**The data**:
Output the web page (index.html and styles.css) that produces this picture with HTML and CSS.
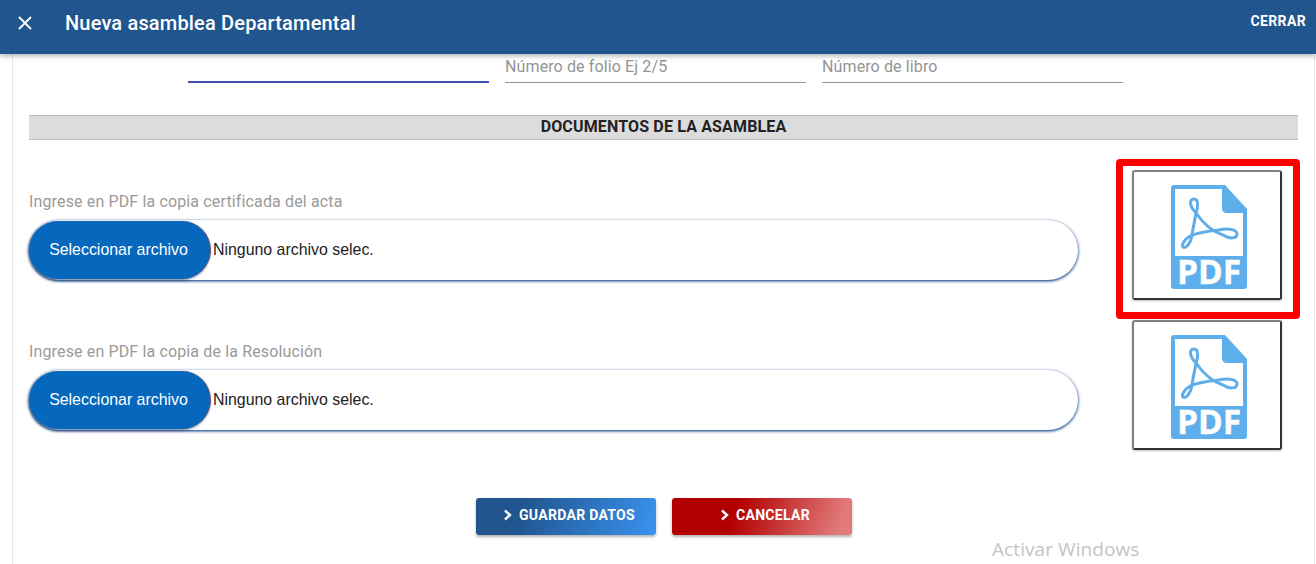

--

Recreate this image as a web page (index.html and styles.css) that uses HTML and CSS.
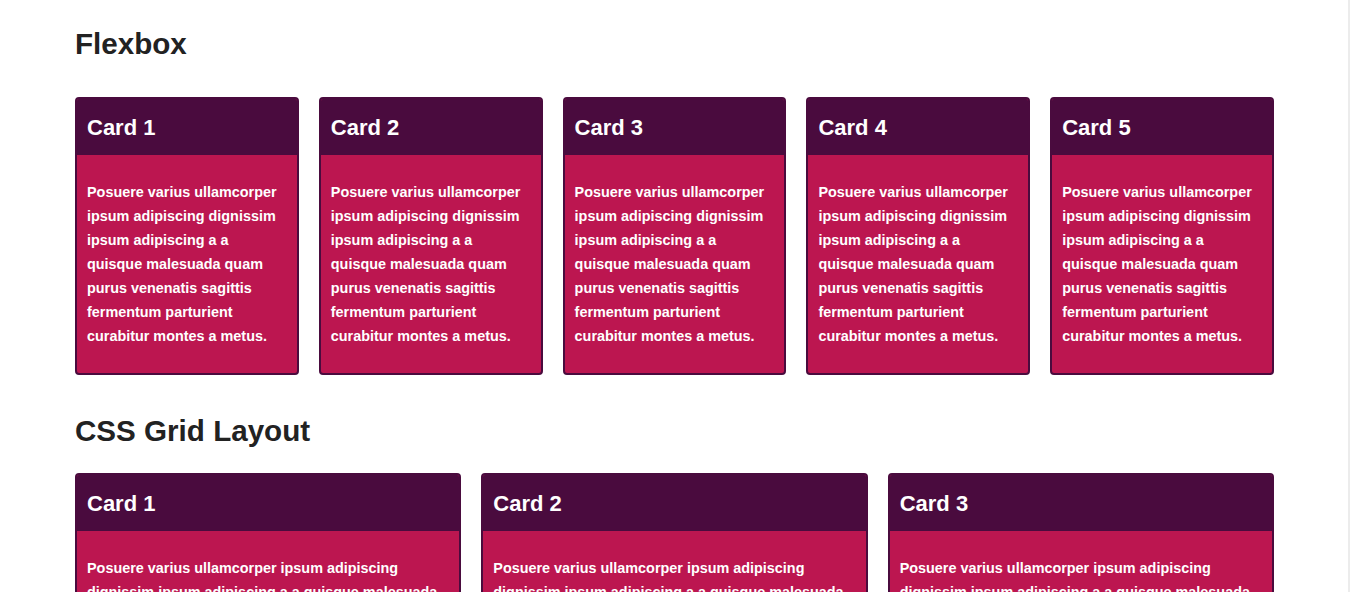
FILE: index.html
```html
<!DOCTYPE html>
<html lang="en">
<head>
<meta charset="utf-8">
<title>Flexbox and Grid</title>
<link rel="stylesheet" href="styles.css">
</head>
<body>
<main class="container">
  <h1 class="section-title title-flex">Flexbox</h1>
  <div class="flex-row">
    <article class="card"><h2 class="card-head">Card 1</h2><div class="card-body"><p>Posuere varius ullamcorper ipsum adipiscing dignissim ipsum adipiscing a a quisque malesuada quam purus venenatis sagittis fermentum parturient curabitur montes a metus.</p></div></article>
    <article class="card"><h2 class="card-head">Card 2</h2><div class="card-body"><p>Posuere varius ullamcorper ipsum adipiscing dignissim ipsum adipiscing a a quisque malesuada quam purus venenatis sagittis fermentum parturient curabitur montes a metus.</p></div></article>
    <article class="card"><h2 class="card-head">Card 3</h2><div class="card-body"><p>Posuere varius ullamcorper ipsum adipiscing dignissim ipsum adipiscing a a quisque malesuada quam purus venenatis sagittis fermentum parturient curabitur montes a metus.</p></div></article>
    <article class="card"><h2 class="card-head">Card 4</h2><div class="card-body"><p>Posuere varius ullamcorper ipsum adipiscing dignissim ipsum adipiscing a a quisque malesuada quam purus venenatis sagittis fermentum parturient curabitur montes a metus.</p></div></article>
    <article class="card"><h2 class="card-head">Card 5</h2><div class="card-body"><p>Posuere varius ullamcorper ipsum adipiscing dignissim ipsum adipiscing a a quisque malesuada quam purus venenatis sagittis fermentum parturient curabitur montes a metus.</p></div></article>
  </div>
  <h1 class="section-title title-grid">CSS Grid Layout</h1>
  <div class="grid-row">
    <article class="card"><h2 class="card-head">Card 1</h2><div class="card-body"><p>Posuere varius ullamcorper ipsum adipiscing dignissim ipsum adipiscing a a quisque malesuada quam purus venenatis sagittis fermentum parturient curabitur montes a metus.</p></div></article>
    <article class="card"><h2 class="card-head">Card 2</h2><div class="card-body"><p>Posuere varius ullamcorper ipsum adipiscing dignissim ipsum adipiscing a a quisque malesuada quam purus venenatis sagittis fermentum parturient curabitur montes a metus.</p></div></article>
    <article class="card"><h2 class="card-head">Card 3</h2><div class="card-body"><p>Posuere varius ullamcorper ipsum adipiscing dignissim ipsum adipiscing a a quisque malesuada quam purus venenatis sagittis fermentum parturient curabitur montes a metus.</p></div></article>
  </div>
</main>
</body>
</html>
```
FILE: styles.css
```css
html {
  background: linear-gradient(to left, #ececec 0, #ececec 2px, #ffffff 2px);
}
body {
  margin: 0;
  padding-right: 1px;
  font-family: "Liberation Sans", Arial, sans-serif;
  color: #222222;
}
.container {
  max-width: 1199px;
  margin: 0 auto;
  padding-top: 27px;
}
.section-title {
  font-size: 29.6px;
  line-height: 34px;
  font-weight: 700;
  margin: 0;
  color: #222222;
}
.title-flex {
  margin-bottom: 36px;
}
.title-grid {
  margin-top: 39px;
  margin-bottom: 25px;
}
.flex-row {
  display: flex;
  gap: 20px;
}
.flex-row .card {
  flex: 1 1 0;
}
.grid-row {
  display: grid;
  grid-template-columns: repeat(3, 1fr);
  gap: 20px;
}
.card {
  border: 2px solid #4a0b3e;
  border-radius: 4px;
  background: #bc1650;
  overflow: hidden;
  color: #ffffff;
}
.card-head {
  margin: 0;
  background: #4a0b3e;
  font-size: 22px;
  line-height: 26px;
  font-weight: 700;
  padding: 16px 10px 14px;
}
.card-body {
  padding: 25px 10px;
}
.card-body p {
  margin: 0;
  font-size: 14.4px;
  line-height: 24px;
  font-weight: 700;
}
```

**Given instruction**: Find all lines where the word "that" appears. Copy them.

**Result for this exercise**:
Output the web page (index.html and styles.css) that produces this picture with HTML and CSS.
Recreate this image as a web page (index.html and styles.css) that uses HTML and CSS.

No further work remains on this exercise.